Anna Karenina — directed by Clarence Brown — Tragedy. A young mother married to a chilly bureaucrat is wooed and won by a high riding cavalry officer. 93 minutes Black and white 1935.

* * * * *

Frederick March had learned the secret of perpetual middle age, and he is no more a prince than my chest of drawers. He lacks the rash dash which John Gilbert had as Vronsky in Garbo’s earlier and silent version, which is in modern dress, and in which her scenes with her child are far more interesting than they are here with the dread Freddie Bartholomew. Vronsky requires an actor of Byronic allure, shirt open to the waist, a part perfectly suited to Errol Flynn, here being played by a businessman. Garbo plays it as though courteously exhausted by her marriage, whose doom she puts up with with a lovely and sincerely kind and interested social smile.
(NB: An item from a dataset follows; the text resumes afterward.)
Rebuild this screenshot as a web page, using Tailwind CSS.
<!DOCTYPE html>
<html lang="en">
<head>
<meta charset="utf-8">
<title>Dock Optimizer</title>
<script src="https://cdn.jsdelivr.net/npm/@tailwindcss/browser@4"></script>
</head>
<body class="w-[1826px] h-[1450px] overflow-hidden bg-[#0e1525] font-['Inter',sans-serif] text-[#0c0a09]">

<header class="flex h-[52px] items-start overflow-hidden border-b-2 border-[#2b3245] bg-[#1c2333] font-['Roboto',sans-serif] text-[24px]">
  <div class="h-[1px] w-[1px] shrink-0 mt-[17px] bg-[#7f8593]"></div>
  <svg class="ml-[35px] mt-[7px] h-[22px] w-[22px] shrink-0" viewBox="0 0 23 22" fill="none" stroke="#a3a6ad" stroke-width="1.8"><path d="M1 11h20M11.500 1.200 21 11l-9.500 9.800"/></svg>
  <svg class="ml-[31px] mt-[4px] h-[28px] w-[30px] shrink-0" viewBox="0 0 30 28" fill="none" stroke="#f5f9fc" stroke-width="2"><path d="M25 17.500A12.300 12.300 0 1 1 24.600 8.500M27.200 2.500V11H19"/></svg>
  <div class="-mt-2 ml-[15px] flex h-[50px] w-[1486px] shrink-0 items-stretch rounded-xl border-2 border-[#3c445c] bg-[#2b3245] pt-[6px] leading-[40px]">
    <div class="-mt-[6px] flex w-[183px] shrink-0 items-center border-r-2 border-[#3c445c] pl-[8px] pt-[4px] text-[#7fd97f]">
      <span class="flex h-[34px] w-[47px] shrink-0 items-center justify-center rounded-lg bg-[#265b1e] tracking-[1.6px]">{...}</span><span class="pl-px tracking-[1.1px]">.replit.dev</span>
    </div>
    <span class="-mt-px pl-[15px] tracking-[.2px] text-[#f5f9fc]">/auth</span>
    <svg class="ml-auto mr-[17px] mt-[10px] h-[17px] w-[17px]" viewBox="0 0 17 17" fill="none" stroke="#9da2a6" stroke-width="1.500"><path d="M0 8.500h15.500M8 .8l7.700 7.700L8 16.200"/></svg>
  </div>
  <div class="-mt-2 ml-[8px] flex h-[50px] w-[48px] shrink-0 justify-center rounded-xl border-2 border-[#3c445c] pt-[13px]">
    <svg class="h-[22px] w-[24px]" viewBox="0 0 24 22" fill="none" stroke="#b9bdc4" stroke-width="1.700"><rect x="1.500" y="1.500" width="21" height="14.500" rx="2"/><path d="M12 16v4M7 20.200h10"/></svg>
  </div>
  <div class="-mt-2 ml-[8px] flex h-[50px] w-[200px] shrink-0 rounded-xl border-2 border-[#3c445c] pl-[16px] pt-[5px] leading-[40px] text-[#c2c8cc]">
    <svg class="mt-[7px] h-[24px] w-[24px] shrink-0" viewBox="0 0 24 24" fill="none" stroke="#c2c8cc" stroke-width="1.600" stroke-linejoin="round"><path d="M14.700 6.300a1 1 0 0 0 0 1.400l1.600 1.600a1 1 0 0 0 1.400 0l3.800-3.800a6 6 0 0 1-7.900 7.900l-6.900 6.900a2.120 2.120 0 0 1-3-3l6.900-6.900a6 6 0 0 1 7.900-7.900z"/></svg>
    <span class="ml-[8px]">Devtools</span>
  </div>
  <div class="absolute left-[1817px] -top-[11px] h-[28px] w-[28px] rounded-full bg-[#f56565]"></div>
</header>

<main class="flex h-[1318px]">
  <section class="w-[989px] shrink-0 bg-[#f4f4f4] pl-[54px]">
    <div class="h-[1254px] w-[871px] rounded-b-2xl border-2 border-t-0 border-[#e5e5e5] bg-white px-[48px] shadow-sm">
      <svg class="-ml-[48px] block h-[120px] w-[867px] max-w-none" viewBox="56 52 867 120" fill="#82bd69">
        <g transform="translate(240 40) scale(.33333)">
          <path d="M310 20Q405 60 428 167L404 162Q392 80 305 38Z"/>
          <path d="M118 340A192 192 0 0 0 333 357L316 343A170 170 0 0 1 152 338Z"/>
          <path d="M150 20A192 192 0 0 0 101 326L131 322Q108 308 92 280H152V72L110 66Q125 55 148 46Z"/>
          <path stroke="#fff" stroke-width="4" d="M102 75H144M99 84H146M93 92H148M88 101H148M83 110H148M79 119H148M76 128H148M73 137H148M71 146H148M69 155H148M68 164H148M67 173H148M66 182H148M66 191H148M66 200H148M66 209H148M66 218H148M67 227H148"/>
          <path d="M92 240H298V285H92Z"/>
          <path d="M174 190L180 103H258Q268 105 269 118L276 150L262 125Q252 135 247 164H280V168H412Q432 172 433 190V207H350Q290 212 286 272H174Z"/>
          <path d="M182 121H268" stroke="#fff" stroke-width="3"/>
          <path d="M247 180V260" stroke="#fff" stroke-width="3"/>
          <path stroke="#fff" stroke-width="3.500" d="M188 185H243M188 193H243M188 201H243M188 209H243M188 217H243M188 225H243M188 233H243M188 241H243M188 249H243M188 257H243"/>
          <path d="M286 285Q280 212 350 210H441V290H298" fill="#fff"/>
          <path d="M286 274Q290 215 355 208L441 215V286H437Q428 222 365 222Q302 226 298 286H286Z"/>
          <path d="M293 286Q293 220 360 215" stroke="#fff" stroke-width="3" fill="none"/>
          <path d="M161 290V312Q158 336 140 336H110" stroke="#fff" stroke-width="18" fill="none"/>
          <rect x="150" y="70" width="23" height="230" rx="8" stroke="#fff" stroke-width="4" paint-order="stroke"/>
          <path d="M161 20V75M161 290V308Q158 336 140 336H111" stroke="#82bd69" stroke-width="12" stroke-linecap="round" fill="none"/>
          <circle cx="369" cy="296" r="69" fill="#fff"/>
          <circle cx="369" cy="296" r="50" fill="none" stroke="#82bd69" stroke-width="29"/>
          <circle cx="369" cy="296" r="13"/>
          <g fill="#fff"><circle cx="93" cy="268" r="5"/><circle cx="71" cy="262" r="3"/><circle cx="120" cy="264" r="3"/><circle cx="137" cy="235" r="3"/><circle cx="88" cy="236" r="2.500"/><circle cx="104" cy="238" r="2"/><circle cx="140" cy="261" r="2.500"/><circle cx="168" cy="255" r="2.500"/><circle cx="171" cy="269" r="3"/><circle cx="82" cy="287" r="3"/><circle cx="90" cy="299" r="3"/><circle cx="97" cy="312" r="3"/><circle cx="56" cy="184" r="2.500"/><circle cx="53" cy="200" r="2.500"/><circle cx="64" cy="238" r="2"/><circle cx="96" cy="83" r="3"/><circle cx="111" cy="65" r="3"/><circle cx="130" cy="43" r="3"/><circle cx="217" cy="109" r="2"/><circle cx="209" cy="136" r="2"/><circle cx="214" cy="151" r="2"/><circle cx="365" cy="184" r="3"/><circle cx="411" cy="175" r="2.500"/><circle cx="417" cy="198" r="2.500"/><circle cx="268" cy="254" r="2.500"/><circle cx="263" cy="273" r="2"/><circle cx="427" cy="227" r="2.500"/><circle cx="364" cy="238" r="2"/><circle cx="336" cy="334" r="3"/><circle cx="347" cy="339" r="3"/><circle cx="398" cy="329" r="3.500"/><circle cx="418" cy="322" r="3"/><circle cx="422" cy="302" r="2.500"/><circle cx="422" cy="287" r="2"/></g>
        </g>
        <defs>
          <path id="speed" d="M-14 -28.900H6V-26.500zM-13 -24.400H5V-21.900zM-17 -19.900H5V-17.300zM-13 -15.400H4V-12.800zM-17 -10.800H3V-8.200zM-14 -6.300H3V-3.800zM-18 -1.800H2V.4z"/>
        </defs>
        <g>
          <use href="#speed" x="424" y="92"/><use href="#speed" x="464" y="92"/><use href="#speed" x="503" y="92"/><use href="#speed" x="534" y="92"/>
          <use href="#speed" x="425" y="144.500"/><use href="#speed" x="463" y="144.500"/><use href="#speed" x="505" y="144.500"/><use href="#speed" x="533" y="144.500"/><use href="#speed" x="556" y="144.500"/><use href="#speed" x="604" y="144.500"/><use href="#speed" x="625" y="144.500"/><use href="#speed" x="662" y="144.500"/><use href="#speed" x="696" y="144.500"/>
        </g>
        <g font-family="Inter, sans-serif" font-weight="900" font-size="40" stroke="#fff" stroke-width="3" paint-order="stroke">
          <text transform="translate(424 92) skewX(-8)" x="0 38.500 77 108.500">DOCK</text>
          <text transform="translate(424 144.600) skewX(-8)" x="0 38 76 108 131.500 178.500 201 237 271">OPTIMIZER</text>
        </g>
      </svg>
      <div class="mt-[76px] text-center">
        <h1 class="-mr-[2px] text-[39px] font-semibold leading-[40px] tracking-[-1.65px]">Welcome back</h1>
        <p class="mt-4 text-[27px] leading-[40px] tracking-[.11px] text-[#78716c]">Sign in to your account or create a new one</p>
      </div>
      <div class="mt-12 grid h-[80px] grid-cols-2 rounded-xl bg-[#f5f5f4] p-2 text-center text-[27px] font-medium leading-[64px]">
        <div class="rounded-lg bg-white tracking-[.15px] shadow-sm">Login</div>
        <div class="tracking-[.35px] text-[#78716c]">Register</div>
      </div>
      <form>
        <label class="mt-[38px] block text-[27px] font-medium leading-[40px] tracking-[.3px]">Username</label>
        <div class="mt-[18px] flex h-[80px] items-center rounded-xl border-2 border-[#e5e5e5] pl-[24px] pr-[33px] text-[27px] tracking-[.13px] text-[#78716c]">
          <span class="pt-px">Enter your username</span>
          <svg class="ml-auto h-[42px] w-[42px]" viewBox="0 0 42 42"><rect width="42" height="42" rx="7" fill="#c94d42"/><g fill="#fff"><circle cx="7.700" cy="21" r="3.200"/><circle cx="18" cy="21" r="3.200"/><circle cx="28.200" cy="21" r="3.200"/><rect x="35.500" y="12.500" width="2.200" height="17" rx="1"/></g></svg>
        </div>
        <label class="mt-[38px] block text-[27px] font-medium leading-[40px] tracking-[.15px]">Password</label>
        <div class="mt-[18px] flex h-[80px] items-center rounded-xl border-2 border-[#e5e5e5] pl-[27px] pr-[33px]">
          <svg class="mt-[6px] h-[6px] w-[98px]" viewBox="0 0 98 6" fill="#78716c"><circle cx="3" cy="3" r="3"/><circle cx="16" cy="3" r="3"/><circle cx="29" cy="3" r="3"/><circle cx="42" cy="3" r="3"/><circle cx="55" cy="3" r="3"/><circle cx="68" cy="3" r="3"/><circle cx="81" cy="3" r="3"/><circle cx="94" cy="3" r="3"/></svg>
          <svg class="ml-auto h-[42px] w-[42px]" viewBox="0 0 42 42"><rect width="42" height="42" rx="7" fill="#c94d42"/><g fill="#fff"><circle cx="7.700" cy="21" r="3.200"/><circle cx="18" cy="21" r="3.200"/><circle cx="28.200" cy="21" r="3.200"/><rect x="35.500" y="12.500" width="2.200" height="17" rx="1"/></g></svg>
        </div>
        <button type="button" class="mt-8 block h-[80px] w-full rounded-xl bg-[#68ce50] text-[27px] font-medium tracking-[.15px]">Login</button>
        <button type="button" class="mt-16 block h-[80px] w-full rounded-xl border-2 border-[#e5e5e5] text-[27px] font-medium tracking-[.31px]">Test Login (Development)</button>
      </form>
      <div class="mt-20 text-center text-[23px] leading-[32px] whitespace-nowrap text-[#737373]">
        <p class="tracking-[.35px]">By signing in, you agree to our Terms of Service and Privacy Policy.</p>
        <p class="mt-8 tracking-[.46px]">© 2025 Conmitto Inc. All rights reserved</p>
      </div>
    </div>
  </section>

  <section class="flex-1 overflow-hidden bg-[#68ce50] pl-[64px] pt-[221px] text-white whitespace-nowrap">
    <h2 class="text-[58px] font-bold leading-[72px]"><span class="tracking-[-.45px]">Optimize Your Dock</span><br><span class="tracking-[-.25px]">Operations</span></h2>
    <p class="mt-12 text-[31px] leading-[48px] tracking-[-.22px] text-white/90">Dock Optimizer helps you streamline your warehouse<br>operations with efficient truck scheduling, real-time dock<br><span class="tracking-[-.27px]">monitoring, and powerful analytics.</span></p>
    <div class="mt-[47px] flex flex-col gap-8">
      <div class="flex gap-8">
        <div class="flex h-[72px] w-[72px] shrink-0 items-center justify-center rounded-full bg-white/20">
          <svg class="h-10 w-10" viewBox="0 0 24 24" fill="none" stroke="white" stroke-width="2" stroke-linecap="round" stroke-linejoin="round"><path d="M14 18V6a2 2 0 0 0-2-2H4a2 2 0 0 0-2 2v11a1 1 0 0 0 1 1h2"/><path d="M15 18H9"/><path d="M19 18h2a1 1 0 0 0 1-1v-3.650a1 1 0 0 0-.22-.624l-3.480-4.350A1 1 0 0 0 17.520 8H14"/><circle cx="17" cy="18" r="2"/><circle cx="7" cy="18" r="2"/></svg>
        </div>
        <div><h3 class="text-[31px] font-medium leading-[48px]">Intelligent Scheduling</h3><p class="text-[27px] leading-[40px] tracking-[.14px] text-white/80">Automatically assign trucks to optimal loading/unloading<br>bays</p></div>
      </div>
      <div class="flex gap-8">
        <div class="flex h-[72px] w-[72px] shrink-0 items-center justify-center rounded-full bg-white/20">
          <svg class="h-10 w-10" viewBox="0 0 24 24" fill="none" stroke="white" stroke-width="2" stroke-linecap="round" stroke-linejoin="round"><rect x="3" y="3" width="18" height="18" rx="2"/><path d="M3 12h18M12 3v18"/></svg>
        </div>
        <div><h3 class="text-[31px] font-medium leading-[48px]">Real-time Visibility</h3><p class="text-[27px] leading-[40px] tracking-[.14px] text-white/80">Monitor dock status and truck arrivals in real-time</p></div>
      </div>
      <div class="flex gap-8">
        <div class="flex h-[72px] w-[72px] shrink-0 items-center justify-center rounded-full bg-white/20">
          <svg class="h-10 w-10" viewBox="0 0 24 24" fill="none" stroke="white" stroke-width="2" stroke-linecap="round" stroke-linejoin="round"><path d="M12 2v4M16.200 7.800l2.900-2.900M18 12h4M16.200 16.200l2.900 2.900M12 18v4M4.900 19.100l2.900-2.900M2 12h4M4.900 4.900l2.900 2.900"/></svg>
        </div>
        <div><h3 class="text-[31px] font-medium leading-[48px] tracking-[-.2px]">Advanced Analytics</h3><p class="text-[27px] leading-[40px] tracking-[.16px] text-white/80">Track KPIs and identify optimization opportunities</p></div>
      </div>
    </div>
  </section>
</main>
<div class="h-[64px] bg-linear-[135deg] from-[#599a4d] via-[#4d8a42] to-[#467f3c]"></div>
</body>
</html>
She is unutterably beautiful, with her thick eyelashes and the astounding geography of her eyes, summoning everything from an exhausted interior. She does not look well in many of her costumes, though, and her hair-dos are an error. And of course the movie does not work because, for its transience, the love affair has to decline, and it can’t if it has never peaked, and it can’t peak if there is no lubricity between the two lovers, and there aint. The piece is over-produced; it looks foolishly expensive. as though all the Russian upper classes lived in MacMansions; Russian haute bourgeois interiors never had ceilings that weren’t there, nor were they that vast; after all, they had to be heated. Garbo does not play a beautiful woman; she, as usual, dismisses her beauty humorously as beside the point. Good. But I question the drone her voice takes on as one who has given up hopelessly before the play begins, making the performance appear a bit prefabricated. That is, I question her choice. The director Clarence Brown she liked because he managed traffic so well, but he’s an awful dullard, and the picture’s excellence, so far as it has any, is solely the product of Williams Daniels who filmed and lit most of Garbo’s films; the banquet scene, the ball, the movement of light across her face; the placement of Garbo in it; all the camera moves; all the angles; shooting from behind the harp, everything like that is not directorial, not Clarence Brown but Williams Daniels. Williams Daniels is the man. He is one really playing Vronsky here. He is the one madly in love with her. He was one of the great lighting and filming geniuses who ever lived. Garbo was a great actress and a great beauty and a great soul, and he caught it all, over and over again for us.